“Crimes of Grindelwald” Set Visit Interview: Pierre Bohanna
During the Fantastic Beasts: The Crimes of Grindelwald set visit, Pierre Bohanna, HoD prop modeler, shared some of the props we’ll be seeing in the film this November. Bohanna has been working on the Potter films since the very beginning. With lots of characters, we’ll be seeing lots of new wands, including those of Bunty, Theseus, and Nicolas Flamel. We’re also in for some delightful, magical props in the British and French Ministries and learn how the art department differentiated the French Ministry from the British. At Nicolas Flamel’s home, we’ll come face to face with a prop we were introduced to all the way back in Harry Potter and the Sorcerer’s Stone.
Pierre Bohanna: And should I do a quick talk and then…? I’m sure that I’ll describe what’s on the table and then we have to…
Press: Actually, this table looks marvelous. [laughs]
Pierre: Yeah, so look, there'[ve] been some nice principles, because obviously, there’s the obvious stuff. And then really trying to bring in just some nice elements. And we did. We worked with… I mean, David had a reintroduction for the people coming up with all magical ideas and different things. And on the last piece we did, as well as many things that we’ve made, we’ve worked with visual effects and a team of puppeteers led by a guy called Robin who… War Horse guys, basically. And they were animating some of the pieces that we were making. And so we saw that it worked really, really nicely, so we thought this time we’d try [to] do a bit more of that.

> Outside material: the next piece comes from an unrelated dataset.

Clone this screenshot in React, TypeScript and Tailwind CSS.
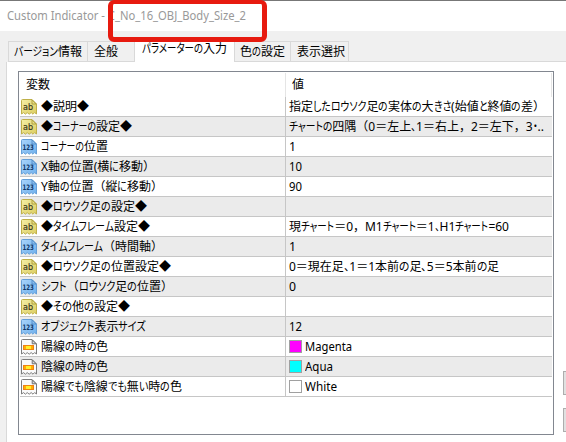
import { useLayoutEffect, useRef } from 'react';
import clsx from 'clsx';

type Kind = 'text' | 'number' | 'color';

interface Param {
  kind: Kind;
  name: string;
  nameWidth: number;
  value?: string;
  valueWidth?: number;
  swatch?: string;
}

const tabs = [
  { label: 'バージョン情報', width: 68, box: 'w-[80px] pl-[5px] border-x' },
  { label: '全般', width: 24, box: 'w-[46px] pl-[6px]' },
  { label: 'パラメーターの入力', width: 85, box: 'w-[101px] pl-[7px]', active: true },
  { label: '色の設定', width: 45, box: 'w-[56px] pl-[5px] border-r' },
  { label: '表示選択', width: 48, box: 'w-[58px] pl-[6px] border-r' },
];

const params: Param[] = [
  { kind: 'text', name: '◆説明◆', nameWidth: 48, value: '指定したロウソク足の実体の大きさ(始値と終値の差）', valueWidth: 256 },
  { kind: 'text', name: '◆コーナーの設定◆', nameWidth: 91, value: 'チャートの四隅（0＝左上、1＝右上，2＝左下，3・..', valueWidth: 255 },
  { kind: 'number', name: 'コーナーの位置', nameWidth: 67, value: '1', valueWidth: 7 },
  { kind: 'number', name: 'X軸の位置(横に移動）', nameWidth: 114, value: '10', valueWidth: 13 },
  { kind: 'number', name: 'Y軸の位置（縦に移動）', nameWidth: 122, value: '90', valueWidth: 13 },
  { kind: 'text', name: '◆ロウソク足の設定◆', nameWidth: 106 },
  { kind: 'text', name: '◆タイムフレーム設定◆', nameWidth: 109, value: '現チャート＝0，M1チャート＝1、H1チャート=60', valueWidth: 220 },
  { kind: 'number', name: 'タイムフレーム（時間軸）', nameWidth: 122, value: '1', valueWidth: 7 },
  { kind: 'text', name: '◆ロウソク足の位置設定◆', nameWidth: 130, value: '0＝現在足、1＝1本前の足、5＝5本前の足', valueWidth: 210 },
  { kind: 'number', name: 'シフト（ロウソク足の位置）', nameWidth: 132, value: '0', valueWidth: 7 },
  { kind: 'text', name: '◆その他の設定◆', nameWidth: 89 },
  { kind: 'number', name: 'オブジェクト表示サイズ', nameWidth: 105, value: '12', valueWidth: 13 },
  { kind: 'color', name: '陽線の時の色', nameWidth: 67, value: 'Magenta', valueWidth: 47, swatch: 'bg-[#ff00ff]' },
  { kind: 'color', name: '陰線の時の色', nameWidth: 67, value: 'Aqua', valueWidth: 28, swatch: 'bg-[#00ffff]' },
  { kind: 'color', name: '陽線でも陰線でも無い時の色', nameWidth: 141, value: 'White', valueWidth: 32, swatch: 'bg-white' },
];

function Label({ text, width }: { text: string; width: number }) {
  const ref = useRef<HTMLSpanElement>(null);
  const hasKana = /[ぁ-んァ-ヶー]/.test(text) || text.includes('、');
  const runs = hasKana ? text.split(/([ぁ-んァ-ヶー、・]+)/) : ['', text];

  useLayoutEffect(() => {
    const root = ref.current;
    if (!root) return;
    const inner = Array.from(root.querySelectorAll<HTMLElement>('[data-inner]'));
    inner.forEach((el) => {
      el.style.transform = '';
      el.parentElement!.style.width = '';
    });
    const widths = inner.map((el) => el.getBoundingClientRect().width);
    const flexible = widths.reduce((a, b) => a + b, 0);
    const fixed = root.getBoundingClientRect().width - flexible;
    const scale = (width - fixed) / flexible;
    inner.forEach((el, i) => {
      el.style.transform = `scaleX(${scale})`;
      el.parentElement!.style.width = `${widths[i] * scale}px`;
    });
  }, [text, width]);

  return (
    <span ref={ref} className="inline-block whitespace-nowrap">
      {runs.map((run, i) =>
        i % 2 === 0 ? (
          run
        ) : (
          <span key={i} className="inline-block">
            <span data-inner className="inline-block origin-left [font-feature-settings:'palt']">
              {run}
            </span>
          </span>
        ),
      )}
    </span>
  );
}

function ParamIcon({ kind }: { kind: Kind }) {
  if (kind === 'color') {
    return (
      <svg width="16" height="16" viewBox="0 0 16 16" className="shrink-0">
        <path d="M.5 15V1.5Q.5.5 1.5.5H11L15.5 5V15L13.6 13.6L12 15.2L10.2 13.6L8.2 15.2L6.2 13.6L4.4 15.2L2.6 13.6Z" fill="#fafafa" stroke="#7c7c7c" />
        <path d="M11.2.8V4.8H15.2Z" fill="#d8d8d8" stroke="#707070" />
        <rect x="2" y="6" width="11" height="5" fill="#f0820f" />
        <rect x="3" y="7" width="9" height="3" fill="#ffac08" />
        <rect x="5" y="7" width="5" height="3" fill="#fff02a" />
      </svg>
    );
  }
  const isText = kind === 'text';
  return (
    <svg width="16" height="16" viewBox="0 0 16 16" className="shrink-0">
      <defs>
        <linearGradient id="yellow" x1="0" y1="0" x2="1" y2="1">
          <stop offset="0" stopColor="#f5efa6" />
          <stop offset="1" stopColor="#dccd60" />
        </linearGradient>
        <linearGradient id="blue" x1="0" y1="0" x2="1" y2="1">
          <stop offset="0" stopColor="#a9d4fb" />
          <stop offset="1" stopColor="#6fb0ec" />
        </linearGradient>
      </defs>
      <path
        d="M.5 15V1.5Q.5.5 1.5.5H11L15.5 5V15L13.6 13.6L12 15.2L10.2 13.6L8.2 15.2L6.2 13.6L4.4 15.2L2.6 13.6Z"
        fill={isText ? 'url(#yellow)' : 'url(#blue)'}
        stroke={isText ? '#bfb04a' : '#659fd8'}
      />
      <path d="M11 .8V5H15.2Z" fill={isText ? '#e9df86' : '#8cc0f2'} stroke={isText ? '#a39535' : '#4c86bf'} strokeWidth=".8" />
      <text
        x={isText ? 2 : 1.4}
        y={isText ? 11.2 : 11.2}
        textLength={isText ? 10 : 11.4}
        lengthAdjust="spacingAndGlyphs"
        fontFamily="'DejaVu Sans', sans-serif"
        fontWeight={isText ? 'normal' : 'bold'}
        fontSize={isText ? 9 : 7.5}
        stroke={isText ? '#3b3820' : 'none'}
        strokeWidth=".2"
        fill={isText ? '#3b3820' : '#103868'}
      >
        {isText ? 'ab' : '123'}
      </text>
    </svg>
  );
}

function ParamRow({ param, shaded }: { param: Param; shaded: boolean }) {
  return (
    <div className={clsx('flex h-5 border-b border-[#c6c6c6]', shaded ? 'bg-[#ebebeb]' : 'bg-white')}>
      <div className="flex w-[266px] items-center gap-1 border-r border-[#c6c6c6] pl-px pt-px">
        <ParamIcon kind={param.kind} />
        <Label text={param.name} width={param.nameWidth} />
      </div>
      <div className="flex items-center gap-[3px] pl-[3px] pt-px">
        {param.swatch && <span className={clsx('mb-px size-[13px] border border-[#a0a0a0]', param.swatch)} />}
        {param.value && <Label text={param.value} width={param.valueWidth ?? 0} />}
      </div>
    </div>
  );
}

export default function App() {
  return (
    <div className="relative flex h-[442px] w-[566px] flex-col overflow-hidden bg-[#f0f0f0] font-['Noto_Sans','Noto_Sans_CJK_JP',sans-serif] text-[12px] leading-[18px] text-black">
      <header className="h-[31px] shrink-0 border-t border-[#777777] bg-white pl-[7px] pt-[6px] text-[#999999]">
        <Label text="Custom Indicator - C_No_16_OBJ_Body_Size_2" width={239} />
      </header>

      <nav className="flex h-[31px] shrink-0 items-end pl-2">
        {tabs.map((tab) => (
          <div
            key={tab.label}
            className={clsx(
              'border-[#d9d9d9]',
              tab.box,
              tab.active ? 'h-[23px] border-x border-t bg-white' : 'h-[21px] border-y pt-px',
            )}
          >
            <Label text={tab.label} width={tab.width} />
          </div>
        ))}
        <div className="flex-1 border-b border-[#d9d9d9]" />
      </nav>

      <main className="ml-[6px] flex flex-1 justify-between border-l border-[#d9d9d9] bg-white pl-[11px] pt-[9px]">
        <div className="flex h-[364px] w-[536px] flex-col border border-[#828790] px-px">
          <div className="flex h-[25px] pt-px">
            <div className="w-[266px] border-r border-[#e5e5e5] pl-[6px] pt-[3px]">
              <Label text="変数" width={24} />
            </div>
            <div className="flex-1 border-r border-[#e5e5e5] pl-[6px] pt-[3px]">
              <Label text="値" width={12} />
            </div>
          </div>
          {params.map((param, i) => (
            <ParamRow key={param.name} param={param} shaded={i % 2 === 1} />
          ))}
        </div>
        <div className="flex w-[3px] flex-col gap-[13px] pt-[300px]">
          <div className="h-6 border border-r-0 border-[#adadad] bg-[#e1e1e1]" />
          <div className="h-6 border border-r-0 border-[#adadad] bg-[#e1e1e1]" />
        </div>
      </main>

      <div className="absolute left-[108px] top-0 z-20 h-[42px] w-[159px] rounded-[6px] border-[5px] border-t-4 border-[#e71a0f]" />
    </div>
  );
}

And so the first idea we came up with was this [vacuum]. I can’t remember which Potter film it was. I think it might be Half-Blood, I think it might be. I could be wrong. [laughs] I could be wrong. You can definitely please correct me if I’m wrong. Really. When you get properly introduced into the Ministry, the introduction shot was originally when it was empty and here was a [vacuum] chugging way behind and it never made the final cut because of the usual time constraints. But the idea sat there, and Stuart [Craig] was toying it over, and we suggested we have another go at it but just try [to] introduce it. So really, when you come back into it this time, then there'[re] some lovely shots of this chugging away, and unfortunately, it’s taken apart slightly, but there'[re] some dusters on this, and as it’s going along, it’s dusting. It stretches out, and it’s dusting people or anything that… It’s busying itself in almost a Mrs. Weasley kind of nature of busyness that it’s just chugging along. So that’s that one.
Also, there’s a hearing room, and this is a Dictaphone that we built for the scene. And the magical element of this is that there’s actually a quill that’s in postproduction they’ll put in there that’s writing as it’s producing all this. And there’s a big pile of paper behind it and things like that.

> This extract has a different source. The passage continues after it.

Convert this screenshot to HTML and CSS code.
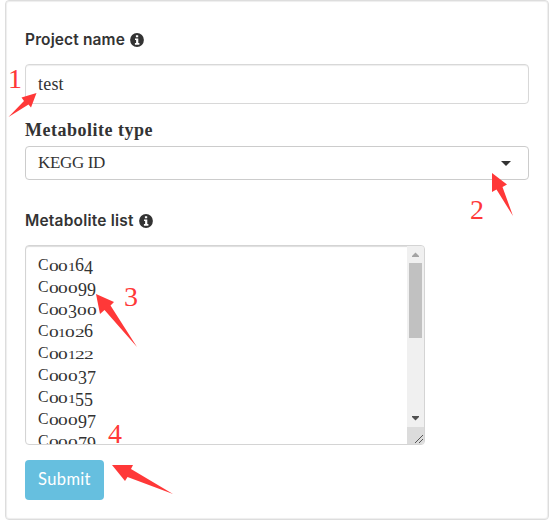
FILE: index.html
```
<!DOCTYPE html>
<html lang="en">
<head>
<meta charset="utf-8">
<title>Project submission</title>
<link rel="stylesheet" href="styles.css">
</head>
<body>
<form class="panel">
  <div class="label project"><span class="project-text">Project name</span>
    <svg class="info" viewBox="0 0 14 14"><circle cx="7" cy="7" r="6.900"/><path d="M5.900 2.200h2.300v2H5.900zM5 5.400h3.300v4.700H9.400v1.600H4.900v-1.600h1.200V7H5z"/></svg>
  </div>
  <div class="field name"><span class="test">test</span></div>
  <div class="label type">Metabolite type</div>
  <div class="field select"><span>KEGG ID</span><i class="caret"></i></div>
  <div class="label list"><span class="list-text">Metabolite list</span>
    <svg class="info" viewBox="0 0 14 14"><circle cx="7" cy="7" r="6.900"/><path d="M5.900 2.200h2.300v2H5.900zM5 5.400h3.300v4.700H9.400v1.600H4.900v-1.600h1.200V7H5z"/></svg>
  </div>
  <div class="area">
    <div class="codes" id="codes"></div>
    <div class="scrollbar">
      <svg class="step" viewBox="0 0 17 17"><path fill="#a3a3a3" d="M5 11V10L8.500 6.500L12 10v1z"/></svg>
      <div class="thumb"></div>
      <svg class="step down" viewBox="0 0 17 17"><path fill="#505050" d="M5 6h7v1L8.500 10.500L5 7z"/></svg>
      <svg class="grip" viewBox="0 0 17 17"><path d="M8 16l8-8M12 16l4-4" stroke="#555" fill="none"/></svg>
    </div>
  </div>
  <button type="button" class="submit"><span>Submit</span></button>
</form>
<svg class="notes" viewBox="0 0 550 521">
  <g class="arrows">
    <path d="M36.500 93L31 107.500L28.500 104.500L8.500 117L24 101L21.500 97.500z"/>
    <path d="M492 173L507 184.500L502.500 187L513 216L496.500 189.500L492 192z"/>
    <path d="M96 294L114 302L110.500 305.500L137 347L104.500 310L100 314z"/>
    <path d="M112 465L133 465L131 469L173 494L127.500 477L125 481z"/>
  </g>
  <text x="8" y="88">1</text><text x="470" y="219">2</text><text x="124" y="306">3</text><text x="108" y="443">4</text>
</svg>
<script src="codes.js"></script>
</body>
</html>
```
FILE: codes.js
```
const codes = ['C00164', 'C00099', 'C00300', 'C01026', 'C00122', 'C00037', 'C00155', 'C00097', 'C00079'];
const list = document.getElementById('codes');
// Old-style numerals: 0-2 sit at x-height, 3, 4, 5, 7 and 9 hang below the baseline.
for (const code of codes) {
  const row = document.createElement('div');
  row.className = 'code';
  for (const ch of code) {
    const glyph = document.createElement('span');
    glyph.className = 'g g' + ch;
    if ('34579'.includes(ch)) glyph.classList.add('hang');
    if ('012'.includes(ch)) glyph.classList.add('low');
    glyph.textContent = ch;
    row.append(glyph);
  }
  list.append(row);
}
```
FILE: styles.css
```
* { box-sizing: border-box; }
body { margin: 0; width: 550px; height: 521px; overflow: hidden; position: relative; background: #fff; color: #333; font: 17px "Liberation Serif", serif; }
.panel { margin: 0 0 0 5px; width: 544px; height: 520px; padding: 28px 19px 0; border: 1px solid #ddd; border-radius: 4px; box-shadow: inset 0 0 1px 1px #eee; }
.label { display: flex; align-items: center; height: 22px; font: 600 16px/22px Inter, sans-serif; white-space: nowrap; }
.info { width: 14px; height: 14px; margin-left: 5px; }
.info circle { fill: #333; }
.info path { fill: #fff; }
.project-text { width: 100px; font-size: 15.500px; letter-spacing: .13px; }
.list-text { width: 109px; font-size: 15.500px; letter-spacing: .2px; }
.project { padding-bottom: 1px; }
.list .info { margin-top: -1px; }
.field { display: flex; align-items: center; width: 504px; padding: 0 12px; border: 1px solid #ccc; border-radius: 4px; }
.name { height: 40px; margin-top: 13px; padding-top: 1px; border-color: #d8d8d8; box-shadow: inset 0 1px 1px #eee; font-size: 18px; letter-spacing: .2px; }
.type { margin-top: 15px; font: bold 18px/22px "Liberation Serif", serif; letter-spacing: .5px; }
.select { height: 34px; margin-top: 5px; justify-content: space-between; font-size: 17px; letter-spacing: -.35px; }
.caret { margin-right: 5px; border: 5px solid transparent; border-top-color: #333; border-bottom: 0; }
.list { margin-top: 30px; }
.area { display: flex; justify-content: space-between; width: 400px; height: 200px; margin-top: 13px; border: 1px solid #d4d4d4; border-radius: 4px; box-shadow: inset 0 1px 1px #ddd; overflow: hidden; }
.codes { padding: 8px 12px; }
.code { display: flex; height: 22px; line-height: 22px; }
.g { display: block; width: 9px; font-size: 18px; transform-origin: 0 17px; }
.gC { width: 10.500px; font-size: 17px; transform: scaleX(.93); }
.g0 { width: 9.800px; }
.g1 { width: 7px; }
.low { transform: scale(1.08, .74); }
.g1.low { transform: scale(.85, .74); }
.hang { transform: translateY(3px); }
.scrollbar { display: flex; flex-direction: column; width: 17px; background: #f0f0f0; }
.step, .grip { width: 17px; height: 17px; flex: none; }
.thumb { width: 13px; height: 75px; margin-left: 2px; background: #c1c1c1; }
.down { margin-top: auto; }
.grip { background: #dcdcdc; }
.submit { display: block; width: 79px; height: 40px; margin-top: 15px; padding: 0 0 2px; border: 0; border-radius: 4px; background: #66bfdf; color: #fff; font: 16.500px Lato, sans-serif; letter-spacing: .35px; }
.notes { position: absolute; inset: 0; width: 550px; height: 521px; fill: #ff3838; }
.notes text { font: 28px "Liberation Serif", serif; }
```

Obviously, wands, new character wands. I mean, we love making wands, though. They’re great because they’re character-based. Every character has a wand. So it’s a great opportunity, really, of interpreting into the prop that person’s character or really at least trying to give them some type of expression, and it also gets the actors something to lean onto. It gives them a little bit extra. So that’s nice.
We have a French Ministry, or the Ministry of Magique, and there'[re] some lovely large dressing pieces, the multiple pieces and big officescapes. And so we’ve produced these ticker tape and ticker tape typewriters so that each desk has these wonderful keyboards, which are actually our interpretation of an original ticker tape keyboard. We’ve enlarged them and changed them slightly, but they’re basically a lovely idea. It’s almost like a crown. And if you remember, in the Ministry of Magic, the memos are paper planes that are flying around. Well, this one we’ve sort of played around and used a ticket [unintelligible] here, and the ticker tapes, they’re just like little snakes that are flying around [laughs] in the air, like swimming snakes. So that’s that idea.

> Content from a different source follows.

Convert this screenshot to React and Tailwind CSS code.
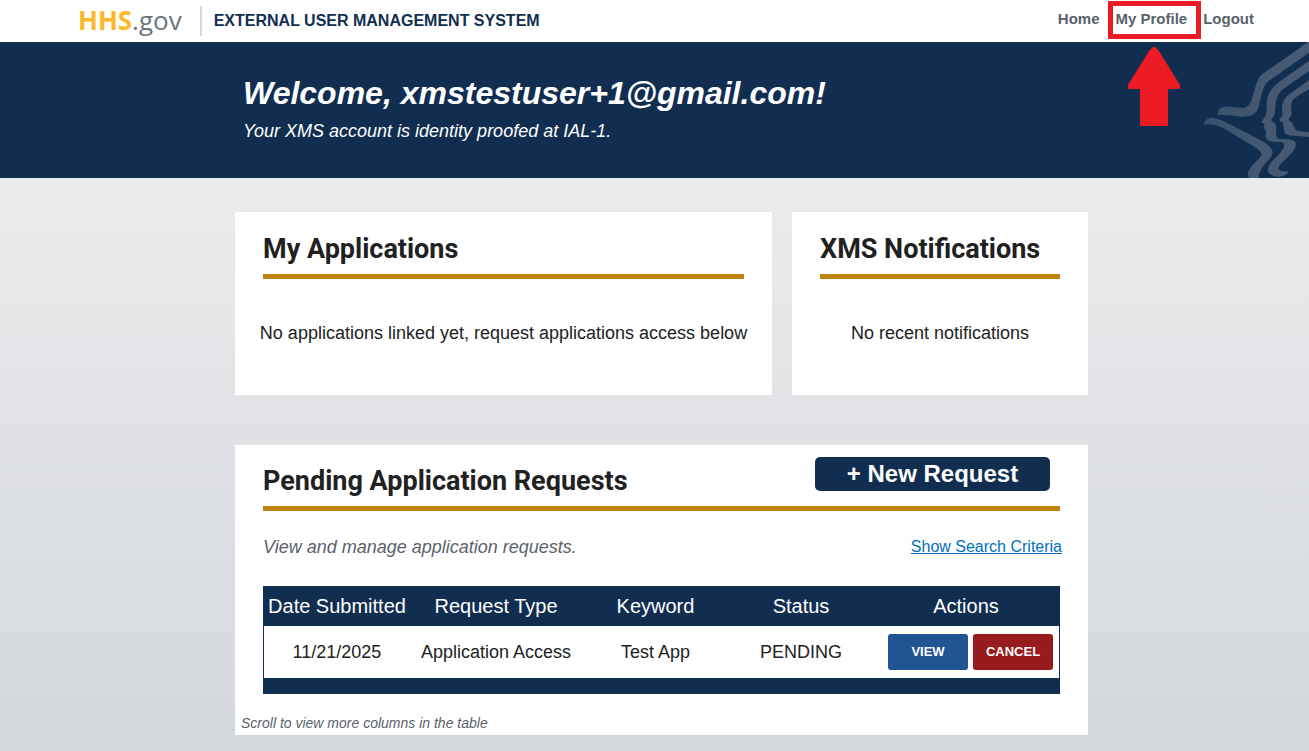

There’s obviously going on this news case, which I I don’t know what to say about that. Really, it’s just… Yeah, these are from the previous [unintelligible]. I mean, it’s different. Obviously, we’ve got the hero prop on there. Or that was the effect ones.
Press: That’s the remote.
Pierre: Yeah, that’s the remote one. Sorry, I beg your pardon.
Pierre: Obviously, there'[re] prop ones and the effects ones like [La Salle?] said. There [were] stunt ones, rubberized ones. There’s a standard one there. This is an effects one, where in the previous film where Jacob goes into [the case] for the first time and they had a false floor and this wonderful rig that he jumps into and he gets stuck [in] because he’s quite chunky. And so we made this one that flicks him and he pops through the other side. Great bit of a performance with him. So yeah, a thousand ways of doing a case.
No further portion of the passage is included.